The argument for vfio-cxl organizational independence is more about
being able to tell at a diffstat level the relative PCI vs CXL
maintenance impact / regression risk.

> 2. CXL-CORE involvement
> =======================
> 
> CXL type-2 passthrough series does not bypass CXL core. At vfio_pci_probe()
> time the CXL enlightenment layer:
> 
>   - calls cxl_get_hdm_info() to probe the HDM Decoder Capability block,
>   - calls cxl_get_committed_decoder() to locate pre-committed firmware regions,
>   - calls cxl_create_region() / cxl_request_dpa() for dynamic allocation,
>   - creates a struct cxl_memdev via the CXL core (via cxl_probe_component_regs,
>     the same path Alejandro's v23 series uses).
> 
> The CXL core is fully involved.  The difference is that the binding to
> userspace is still through vfio-pci, which already manages the pci_dev
> lifecycle, reset sequencing, and VFIO region/irq API.

Sure, every CXL driver in the system will do the same.

> 3. Standalone vfio-cxl
> ======================
> 
> To match the model you are suggesting, vfio-cxl would need to:
> 
>   (a) Register a new driver on the CXL bus (struct cxl_driver), probing
>       struct cxl_memdev or a new struct cxl_endpoint,

What, why? Just like this patch was series was proposing extending the
PCI core with additional common functionality the proposal is extend the
CXL core object drivers with the same.

>   (b) Re-implement or delegate everything vfio-pci-core provides — config
>       space, BAR regions, IRQs, DMA, FLR, and VFIO container management —
>       either by calling vfio-pci-core as a library or by duplicating it, and

What is the argument against a library?

>   (c) present to userspace through a new device model distinct from
>       vfio-pci.

CXL is a distinct operational model. What breaks if userspace is
required to explicitly account for CXL passhthrough?

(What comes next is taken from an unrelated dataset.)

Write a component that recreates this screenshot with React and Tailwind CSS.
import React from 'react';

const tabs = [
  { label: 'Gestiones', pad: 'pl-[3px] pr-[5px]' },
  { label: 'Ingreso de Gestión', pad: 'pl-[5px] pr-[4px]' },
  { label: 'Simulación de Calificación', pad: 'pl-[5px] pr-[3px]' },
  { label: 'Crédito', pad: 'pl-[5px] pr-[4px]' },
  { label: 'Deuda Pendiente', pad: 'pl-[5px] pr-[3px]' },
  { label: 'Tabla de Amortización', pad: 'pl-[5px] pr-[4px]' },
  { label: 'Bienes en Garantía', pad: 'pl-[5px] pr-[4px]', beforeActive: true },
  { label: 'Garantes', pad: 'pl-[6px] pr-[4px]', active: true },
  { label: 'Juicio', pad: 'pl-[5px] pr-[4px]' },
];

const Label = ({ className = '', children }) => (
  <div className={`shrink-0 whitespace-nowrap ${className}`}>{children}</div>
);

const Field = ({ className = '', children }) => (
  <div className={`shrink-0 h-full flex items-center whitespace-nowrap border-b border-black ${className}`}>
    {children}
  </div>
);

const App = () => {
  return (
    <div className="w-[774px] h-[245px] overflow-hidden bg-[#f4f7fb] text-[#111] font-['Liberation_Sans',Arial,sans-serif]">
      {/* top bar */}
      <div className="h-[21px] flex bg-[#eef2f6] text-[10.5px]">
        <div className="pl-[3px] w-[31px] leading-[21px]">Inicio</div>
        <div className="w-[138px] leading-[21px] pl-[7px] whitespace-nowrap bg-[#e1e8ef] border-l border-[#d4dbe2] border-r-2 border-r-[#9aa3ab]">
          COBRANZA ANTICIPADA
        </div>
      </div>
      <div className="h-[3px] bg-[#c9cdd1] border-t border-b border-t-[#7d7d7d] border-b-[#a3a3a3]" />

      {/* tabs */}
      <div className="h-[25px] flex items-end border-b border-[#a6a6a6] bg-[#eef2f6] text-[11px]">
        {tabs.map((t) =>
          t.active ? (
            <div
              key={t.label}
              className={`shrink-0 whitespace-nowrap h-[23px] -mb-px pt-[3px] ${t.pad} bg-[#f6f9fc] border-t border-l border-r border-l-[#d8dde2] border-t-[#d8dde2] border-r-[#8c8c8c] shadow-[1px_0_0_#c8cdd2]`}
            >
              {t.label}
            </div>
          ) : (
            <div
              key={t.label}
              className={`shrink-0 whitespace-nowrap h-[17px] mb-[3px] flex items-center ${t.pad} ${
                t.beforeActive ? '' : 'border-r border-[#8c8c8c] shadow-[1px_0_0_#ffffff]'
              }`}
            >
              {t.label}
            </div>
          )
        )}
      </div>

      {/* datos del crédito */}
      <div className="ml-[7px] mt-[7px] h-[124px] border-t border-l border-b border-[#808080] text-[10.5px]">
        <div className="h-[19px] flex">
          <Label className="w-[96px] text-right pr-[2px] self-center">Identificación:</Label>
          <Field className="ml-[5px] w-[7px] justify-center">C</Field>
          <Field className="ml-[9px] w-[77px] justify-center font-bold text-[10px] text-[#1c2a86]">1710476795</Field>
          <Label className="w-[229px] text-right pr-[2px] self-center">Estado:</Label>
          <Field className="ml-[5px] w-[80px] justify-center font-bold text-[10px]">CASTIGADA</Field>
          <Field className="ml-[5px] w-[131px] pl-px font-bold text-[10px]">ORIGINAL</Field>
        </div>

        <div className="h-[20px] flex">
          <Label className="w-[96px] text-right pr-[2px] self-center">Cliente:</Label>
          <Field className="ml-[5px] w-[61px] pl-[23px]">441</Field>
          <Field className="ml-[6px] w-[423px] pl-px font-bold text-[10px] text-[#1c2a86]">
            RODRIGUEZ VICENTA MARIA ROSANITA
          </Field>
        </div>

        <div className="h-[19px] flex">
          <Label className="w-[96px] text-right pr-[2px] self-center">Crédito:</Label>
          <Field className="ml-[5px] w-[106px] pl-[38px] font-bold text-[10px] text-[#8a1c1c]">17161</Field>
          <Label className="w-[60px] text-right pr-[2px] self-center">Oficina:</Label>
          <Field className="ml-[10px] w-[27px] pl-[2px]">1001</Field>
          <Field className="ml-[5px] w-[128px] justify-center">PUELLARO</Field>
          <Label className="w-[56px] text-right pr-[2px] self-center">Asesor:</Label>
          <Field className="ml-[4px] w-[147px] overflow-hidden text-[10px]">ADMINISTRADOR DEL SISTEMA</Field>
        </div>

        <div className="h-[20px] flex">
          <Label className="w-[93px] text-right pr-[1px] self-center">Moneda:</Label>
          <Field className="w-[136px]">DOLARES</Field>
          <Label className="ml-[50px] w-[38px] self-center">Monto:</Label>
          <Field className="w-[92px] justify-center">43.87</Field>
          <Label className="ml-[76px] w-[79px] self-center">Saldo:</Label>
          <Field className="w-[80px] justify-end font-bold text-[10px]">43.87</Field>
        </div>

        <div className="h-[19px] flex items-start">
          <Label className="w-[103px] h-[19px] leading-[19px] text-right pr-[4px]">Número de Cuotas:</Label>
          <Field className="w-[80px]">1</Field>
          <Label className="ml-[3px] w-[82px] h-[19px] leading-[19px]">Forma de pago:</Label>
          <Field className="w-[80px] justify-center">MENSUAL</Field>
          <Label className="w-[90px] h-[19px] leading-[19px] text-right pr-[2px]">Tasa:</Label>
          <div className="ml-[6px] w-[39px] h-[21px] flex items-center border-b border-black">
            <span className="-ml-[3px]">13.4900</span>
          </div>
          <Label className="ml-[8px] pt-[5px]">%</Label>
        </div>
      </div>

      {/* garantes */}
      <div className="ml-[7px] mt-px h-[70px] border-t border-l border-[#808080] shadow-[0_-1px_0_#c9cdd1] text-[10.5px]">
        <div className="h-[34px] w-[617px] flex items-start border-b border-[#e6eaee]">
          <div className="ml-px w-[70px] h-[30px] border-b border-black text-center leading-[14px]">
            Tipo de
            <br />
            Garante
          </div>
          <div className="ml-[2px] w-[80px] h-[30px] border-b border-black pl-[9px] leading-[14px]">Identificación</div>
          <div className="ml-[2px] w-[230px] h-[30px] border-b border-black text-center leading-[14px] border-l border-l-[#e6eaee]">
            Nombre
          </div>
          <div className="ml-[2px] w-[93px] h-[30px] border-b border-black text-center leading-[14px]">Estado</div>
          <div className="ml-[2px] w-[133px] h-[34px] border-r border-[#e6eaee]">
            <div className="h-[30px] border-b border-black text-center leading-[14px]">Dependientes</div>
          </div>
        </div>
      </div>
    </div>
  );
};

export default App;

> This is a significant new surface. QEMU's CXL passthrough support already
> builds on vfio-pci: it receives the PCI device via VFIO, reads the
> VFIO_DEVICE_INFO_CAP_CXL capability chain, and exposes the CXL topology.
> A vfio-cxl object model would require non-trivial QEMU changes for something
> that already works in the enlightened vfio-pci model.

What specifically about a kernel code organization choice affects the
QEMU implementation? A uAPI is kernel code organization agnostic.

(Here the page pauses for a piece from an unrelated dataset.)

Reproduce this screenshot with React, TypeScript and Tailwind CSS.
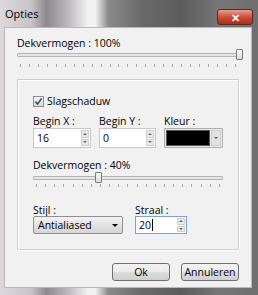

The concern is designing ourselves into a PCI corner when longterm QEMU
benefits from understanding CXL objects. For example, CXL error handling
/ recovery is already well on its way to being performed in terms of CXL
port objects.

> 4. Module dependency
> ====================
> 
> Current solution: CONFIG_VFIO_CXL_CORE depends on CONFIG_CXL_BUS. We do not
> add CXL knowledge to the PCI core;

drivers/pci/cxl.c

> we add it to the VFIO layer that is already CXL_BUS-dependent.

Yes, VFIO layer needs CXL enlightenment and VFIO's requirements imply
wider benefits to other CXL capable devices.

> I would very much appreciate your thoughts on [1] considering the above. I want
> to understand your thoughts on whether vfio-pci-core can remain the single
> entry point from userspace, or whether you envision a new VFIO device type.
> 
> Jonathan has indicated he has thoughts on this as well; hopefully, we
> can converge on a direction that doesn't require duplicating vfio-pci-core.

No one is suggesting, "require duplicating vfio-pci-core", please do not
argue with strawman cariacatures like this.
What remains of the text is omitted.